* _WHAT YOU WILL DO_: Below is a block of records. Copy every line in it that contains the word "screenshot".

* _DATA_:

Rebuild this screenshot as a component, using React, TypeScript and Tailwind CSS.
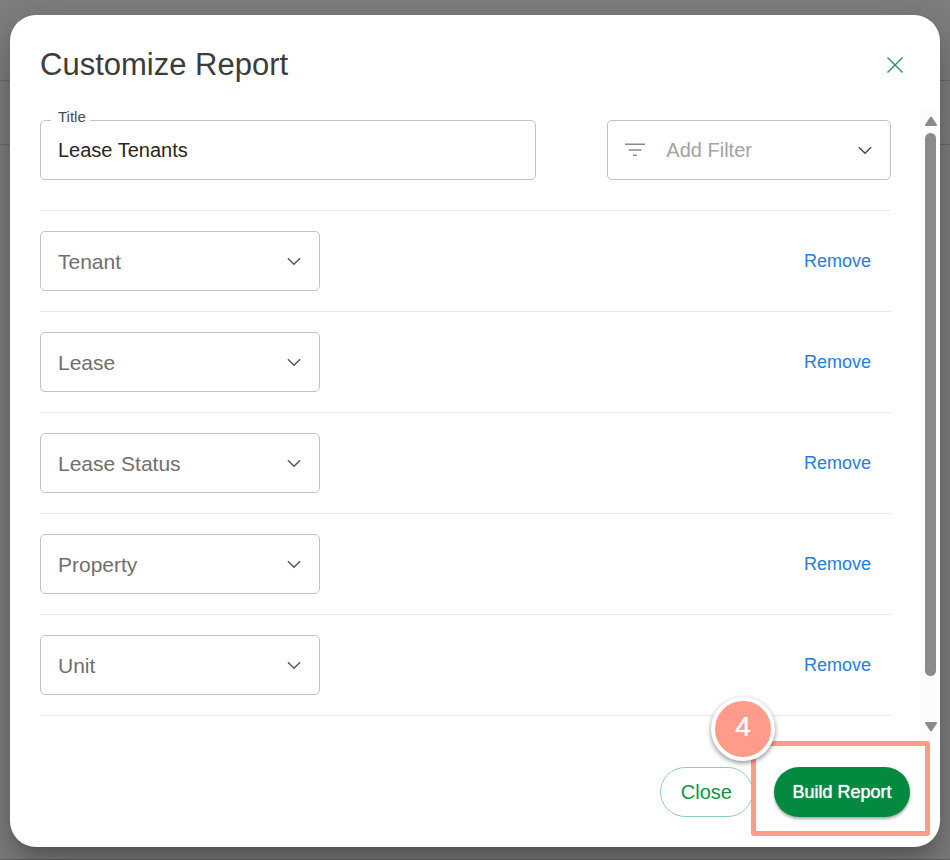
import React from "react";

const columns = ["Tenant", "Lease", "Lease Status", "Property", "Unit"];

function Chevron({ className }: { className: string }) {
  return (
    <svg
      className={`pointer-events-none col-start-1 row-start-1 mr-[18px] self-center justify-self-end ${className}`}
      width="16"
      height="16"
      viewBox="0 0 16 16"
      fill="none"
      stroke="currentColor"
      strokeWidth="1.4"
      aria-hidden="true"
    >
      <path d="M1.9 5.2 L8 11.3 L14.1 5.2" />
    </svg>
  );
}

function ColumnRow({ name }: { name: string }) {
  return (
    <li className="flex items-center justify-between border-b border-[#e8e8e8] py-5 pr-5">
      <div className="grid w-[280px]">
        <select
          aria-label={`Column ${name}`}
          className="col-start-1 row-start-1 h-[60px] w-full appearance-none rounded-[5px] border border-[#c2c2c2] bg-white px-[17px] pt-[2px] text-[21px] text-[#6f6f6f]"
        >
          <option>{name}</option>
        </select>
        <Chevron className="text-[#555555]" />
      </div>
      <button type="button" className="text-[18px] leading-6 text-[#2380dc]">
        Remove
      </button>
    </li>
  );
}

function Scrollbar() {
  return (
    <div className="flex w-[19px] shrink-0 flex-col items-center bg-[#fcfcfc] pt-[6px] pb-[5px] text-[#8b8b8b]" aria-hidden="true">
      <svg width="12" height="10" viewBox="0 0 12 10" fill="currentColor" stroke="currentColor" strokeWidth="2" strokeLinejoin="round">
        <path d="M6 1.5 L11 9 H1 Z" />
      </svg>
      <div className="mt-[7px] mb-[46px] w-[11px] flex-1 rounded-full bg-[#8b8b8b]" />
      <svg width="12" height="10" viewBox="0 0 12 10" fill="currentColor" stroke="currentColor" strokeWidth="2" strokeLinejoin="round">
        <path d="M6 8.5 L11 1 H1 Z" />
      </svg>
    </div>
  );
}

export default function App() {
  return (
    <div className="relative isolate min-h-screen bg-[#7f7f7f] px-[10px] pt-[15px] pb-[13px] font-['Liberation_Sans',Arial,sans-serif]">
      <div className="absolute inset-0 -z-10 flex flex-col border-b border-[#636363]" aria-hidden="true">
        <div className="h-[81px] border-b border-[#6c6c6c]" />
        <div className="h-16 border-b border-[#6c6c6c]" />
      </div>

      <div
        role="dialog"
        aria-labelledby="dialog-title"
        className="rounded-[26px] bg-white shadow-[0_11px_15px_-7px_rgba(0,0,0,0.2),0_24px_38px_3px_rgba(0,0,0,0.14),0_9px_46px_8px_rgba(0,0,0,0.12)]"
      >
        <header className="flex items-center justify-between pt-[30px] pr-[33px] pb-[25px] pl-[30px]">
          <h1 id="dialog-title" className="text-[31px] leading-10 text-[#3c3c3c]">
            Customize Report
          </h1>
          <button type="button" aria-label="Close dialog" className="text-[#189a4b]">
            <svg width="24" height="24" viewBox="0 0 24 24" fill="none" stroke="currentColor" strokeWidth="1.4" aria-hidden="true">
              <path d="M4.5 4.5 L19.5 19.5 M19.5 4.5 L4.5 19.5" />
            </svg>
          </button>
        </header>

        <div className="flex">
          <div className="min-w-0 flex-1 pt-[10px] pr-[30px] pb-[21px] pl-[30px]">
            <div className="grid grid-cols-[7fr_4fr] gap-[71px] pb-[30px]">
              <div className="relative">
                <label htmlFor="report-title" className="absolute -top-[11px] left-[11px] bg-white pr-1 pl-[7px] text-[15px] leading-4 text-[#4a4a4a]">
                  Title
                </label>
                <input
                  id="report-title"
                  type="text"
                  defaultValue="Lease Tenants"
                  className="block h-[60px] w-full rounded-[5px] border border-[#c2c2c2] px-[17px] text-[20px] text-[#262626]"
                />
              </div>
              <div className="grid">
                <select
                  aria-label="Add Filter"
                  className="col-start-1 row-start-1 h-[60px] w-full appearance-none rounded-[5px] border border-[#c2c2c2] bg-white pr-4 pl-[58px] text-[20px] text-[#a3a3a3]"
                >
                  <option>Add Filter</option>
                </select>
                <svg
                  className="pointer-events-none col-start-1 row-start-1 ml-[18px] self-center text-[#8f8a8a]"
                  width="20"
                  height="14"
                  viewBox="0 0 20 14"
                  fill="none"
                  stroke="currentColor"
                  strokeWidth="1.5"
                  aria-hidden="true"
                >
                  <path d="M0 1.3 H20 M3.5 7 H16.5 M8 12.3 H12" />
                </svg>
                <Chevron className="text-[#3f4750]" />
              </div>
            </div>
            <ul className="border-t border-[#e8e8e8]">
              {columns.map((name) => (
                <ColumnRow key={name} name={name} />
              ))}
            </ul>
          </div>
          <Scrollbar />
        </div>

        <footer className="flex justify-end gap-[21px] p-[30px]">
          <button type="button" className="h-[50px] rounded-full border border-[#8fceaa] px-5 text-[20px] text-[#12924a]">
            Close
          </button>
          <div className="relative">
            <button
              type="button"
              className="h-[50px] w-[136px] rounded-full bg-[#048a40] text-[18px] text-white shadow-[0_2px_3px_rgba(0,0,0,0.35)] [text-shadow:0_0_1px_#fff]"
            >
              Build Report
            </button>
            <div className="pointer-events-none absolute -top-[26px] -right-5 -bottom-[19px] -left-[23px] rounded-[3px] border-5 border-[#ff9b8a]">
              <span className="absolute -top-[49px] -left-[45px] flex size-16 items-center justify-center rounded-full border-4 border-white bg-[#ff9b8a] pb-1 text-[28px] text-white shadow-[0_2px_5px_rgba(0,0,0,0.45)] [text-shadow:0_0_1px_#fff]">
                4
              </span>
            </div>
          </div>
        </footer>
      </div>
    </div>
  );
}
---
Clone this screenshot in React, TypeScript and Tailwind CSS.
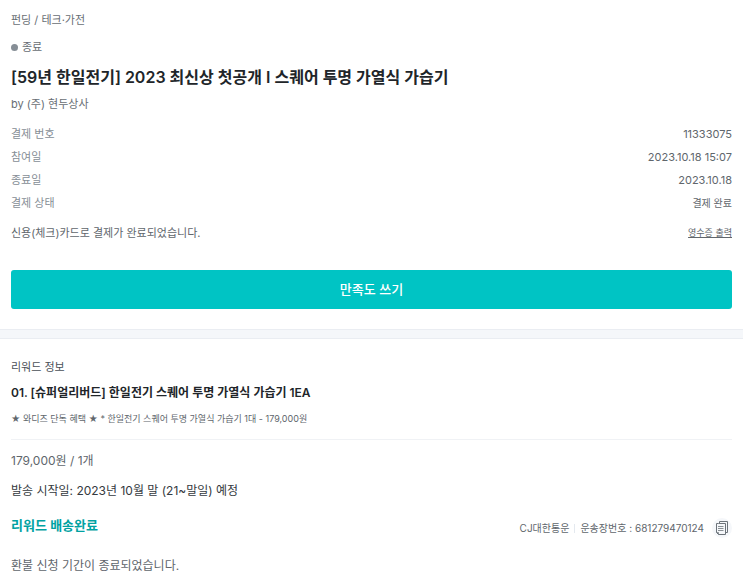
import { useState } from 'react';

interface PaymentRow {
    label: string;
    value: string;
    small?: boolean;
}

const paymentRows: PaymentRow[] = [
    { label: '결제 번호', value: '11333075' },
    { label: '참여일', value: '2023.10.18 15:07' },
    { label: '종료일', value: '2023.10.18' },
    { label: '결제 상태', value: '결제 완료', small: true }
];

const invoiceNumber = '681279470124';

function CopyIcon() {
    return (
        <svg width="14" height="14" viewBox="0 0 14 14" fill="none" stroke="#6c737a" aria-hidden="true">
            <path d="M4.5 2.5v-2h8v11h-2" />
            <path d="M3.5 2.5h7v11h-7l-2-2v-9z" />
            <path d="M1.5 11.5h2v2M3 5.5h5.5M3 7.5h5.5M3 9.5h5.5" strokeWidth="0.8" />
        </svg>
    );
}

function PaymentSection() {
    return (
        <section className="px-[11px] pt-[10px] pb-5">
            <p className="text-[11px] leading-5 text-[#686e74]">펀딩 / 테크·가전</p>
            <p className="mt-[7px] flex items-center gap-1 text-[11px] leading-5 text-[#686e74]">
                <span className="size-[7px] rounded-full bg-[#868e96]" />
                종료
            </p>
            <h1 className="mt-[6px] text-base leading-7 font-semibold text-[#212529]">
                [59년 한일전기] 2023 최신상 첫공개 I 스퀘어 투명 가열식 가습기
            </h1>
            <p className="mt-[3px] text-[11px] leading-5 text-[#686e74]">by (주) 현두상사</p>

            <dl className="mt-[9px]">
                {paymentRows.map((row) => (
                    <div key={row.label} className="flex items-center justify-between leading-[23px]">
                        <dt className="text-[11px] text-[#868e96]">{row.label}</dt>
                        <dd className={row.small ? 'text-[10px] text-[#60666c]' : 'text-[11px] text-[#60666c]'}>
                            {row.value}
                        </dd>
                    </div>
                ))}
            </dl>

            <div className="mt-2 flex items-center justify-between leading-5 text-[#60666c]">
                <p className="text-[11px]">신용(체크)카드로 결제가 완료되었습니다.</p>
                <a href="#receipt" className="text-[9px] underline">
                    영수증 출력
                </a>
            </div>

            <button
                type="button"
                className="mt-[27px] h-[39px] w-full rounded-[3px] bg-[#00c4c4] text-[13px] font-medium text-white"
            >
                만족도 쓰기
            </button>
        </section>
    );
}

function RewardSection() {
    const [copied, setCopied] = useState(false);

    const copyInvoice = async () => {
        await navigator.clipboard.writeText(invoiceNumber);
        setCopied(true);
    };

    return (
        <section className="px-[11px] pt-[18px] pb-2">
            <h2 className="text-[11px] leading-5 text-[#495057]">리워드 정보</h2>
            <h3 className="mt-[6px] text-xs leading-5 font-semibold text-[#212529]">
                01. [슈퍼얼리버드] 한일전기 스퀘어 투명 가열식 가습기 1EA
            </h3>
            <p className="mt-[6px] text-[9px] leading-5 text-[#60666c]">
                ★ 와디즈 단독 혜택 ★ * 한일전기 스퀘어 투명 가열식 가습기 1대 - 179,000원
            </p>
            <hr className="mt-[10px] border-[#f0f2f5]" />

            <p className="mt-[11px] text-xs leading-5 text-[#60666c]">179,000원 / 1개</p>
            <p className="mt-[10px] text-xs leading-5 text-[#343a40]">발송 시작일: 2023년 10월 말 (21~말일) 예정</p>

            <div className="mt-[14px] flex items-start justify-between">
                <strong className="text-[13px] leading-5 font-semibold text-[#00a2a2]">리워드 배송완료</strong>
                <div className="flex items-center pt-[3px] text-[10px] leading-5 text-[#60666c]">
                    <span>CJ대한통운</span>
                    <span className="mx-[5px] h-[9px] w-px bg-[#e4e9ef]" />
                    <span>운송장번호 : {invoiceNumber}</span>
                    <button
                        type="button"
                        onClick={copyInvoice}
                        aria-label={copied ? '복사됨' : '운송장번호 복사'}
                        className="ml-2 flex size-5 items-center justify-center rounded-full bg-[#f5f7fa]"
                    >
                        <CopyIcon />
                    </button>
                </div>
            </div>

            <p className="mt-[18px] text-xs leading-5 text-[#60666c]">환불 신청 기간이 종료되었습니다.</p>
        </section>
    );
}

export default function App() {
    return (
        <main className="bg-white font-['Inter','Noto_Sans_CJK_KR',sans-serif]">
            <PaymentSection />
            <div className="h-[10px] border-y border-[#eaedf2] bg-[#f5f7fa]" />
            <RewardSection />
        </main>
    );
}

* _THE OUTPUT_:
Rebuild this screenshot as a component, using React, TypeScript and Tailwind CSS.
Clone this screenshot in React, TypeScript and Tailwind CSS.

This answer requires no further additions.